Prompt
List all lines of the data containing the word "index".

════════════════

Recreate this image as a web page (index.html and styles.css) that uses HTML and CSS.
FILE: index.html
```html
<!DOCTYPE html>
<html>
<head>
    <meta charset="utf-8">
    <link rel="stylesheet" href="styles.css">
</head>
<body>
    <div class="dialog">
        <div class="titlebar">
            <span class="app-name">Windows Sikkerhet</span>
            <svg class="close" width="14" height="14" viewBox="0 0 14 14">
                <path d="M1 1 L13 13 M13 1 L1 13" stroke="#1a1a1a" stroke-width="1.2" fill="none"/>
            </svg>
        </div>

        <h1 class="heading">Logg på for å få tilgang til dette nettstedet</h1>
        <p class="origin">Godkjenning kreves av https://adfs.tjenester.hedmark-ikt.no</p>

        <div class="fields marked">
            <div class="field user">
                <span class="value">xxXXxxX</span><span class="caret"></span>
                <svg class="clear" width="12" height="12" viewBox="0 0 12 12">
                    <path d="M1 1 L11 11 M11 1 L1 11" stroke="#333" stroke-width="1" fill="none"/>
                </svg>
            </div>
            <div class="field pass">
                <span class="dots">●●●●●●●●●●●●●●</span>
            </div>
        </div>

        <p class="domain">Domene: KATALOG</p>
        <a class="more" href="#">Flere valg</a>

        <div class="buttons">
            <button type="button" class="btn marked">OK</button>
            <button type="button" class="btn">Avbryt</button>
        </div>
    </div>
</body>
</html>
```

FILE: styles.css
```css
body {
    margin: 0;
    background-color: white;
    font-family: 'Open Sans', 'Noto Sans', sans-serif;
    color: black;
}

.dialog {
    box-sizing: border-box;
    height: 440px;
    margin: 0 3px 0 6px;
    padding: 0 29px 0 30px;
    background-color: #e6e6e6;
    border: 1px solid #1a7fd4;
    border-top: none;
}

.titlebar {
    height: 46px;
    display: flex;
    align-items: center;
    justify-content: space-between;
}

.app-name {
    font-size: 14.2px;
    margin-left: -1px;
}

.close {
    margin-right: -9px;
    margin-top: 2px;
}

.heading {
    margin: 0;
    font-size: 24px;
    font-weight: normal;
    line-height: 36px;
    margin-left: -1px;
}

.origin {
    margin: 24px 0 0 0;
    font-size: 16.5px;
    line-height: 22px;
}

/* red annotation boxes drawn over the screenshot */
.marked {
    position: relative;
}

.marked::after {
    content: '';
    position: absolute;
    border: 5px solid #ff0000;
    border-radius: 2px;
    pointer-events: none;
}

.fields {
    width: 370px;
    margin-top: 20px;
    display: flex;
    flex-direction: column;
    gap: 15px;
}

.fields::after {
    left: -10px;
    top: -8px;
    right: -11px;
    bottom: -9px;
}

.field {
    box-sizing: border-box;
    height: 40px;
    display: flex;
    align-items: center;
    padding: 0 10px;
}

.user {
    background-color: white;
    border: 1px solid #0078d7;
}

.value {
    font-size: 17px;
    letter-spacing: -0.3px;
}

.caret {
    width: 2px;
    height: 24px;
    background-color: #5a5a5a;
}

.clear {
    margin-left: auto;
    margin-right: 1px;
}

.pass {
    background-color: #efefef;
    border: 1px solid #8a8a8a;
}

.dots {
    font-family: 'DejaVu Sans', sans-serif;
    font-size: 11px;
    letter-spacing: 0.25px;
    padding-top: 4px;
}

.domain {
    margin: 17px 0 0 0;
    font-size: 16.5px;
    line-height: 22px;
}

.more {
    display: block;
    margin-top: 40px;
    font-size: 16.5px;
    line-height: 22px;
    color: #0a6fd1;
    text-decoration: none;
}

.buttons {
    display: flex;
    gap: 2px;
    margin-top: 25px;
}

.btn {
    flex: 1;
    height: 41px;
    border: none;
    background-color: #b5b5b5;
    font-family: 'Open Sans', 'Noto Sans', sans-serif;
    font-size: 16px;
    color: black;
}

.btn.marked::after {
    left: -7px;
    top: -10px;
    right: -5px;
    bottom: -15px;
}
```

════════════════

Response to the task
Recreate this image as a web page (index.html and styles.css) that uses HTML and CSS.
FILE: index.html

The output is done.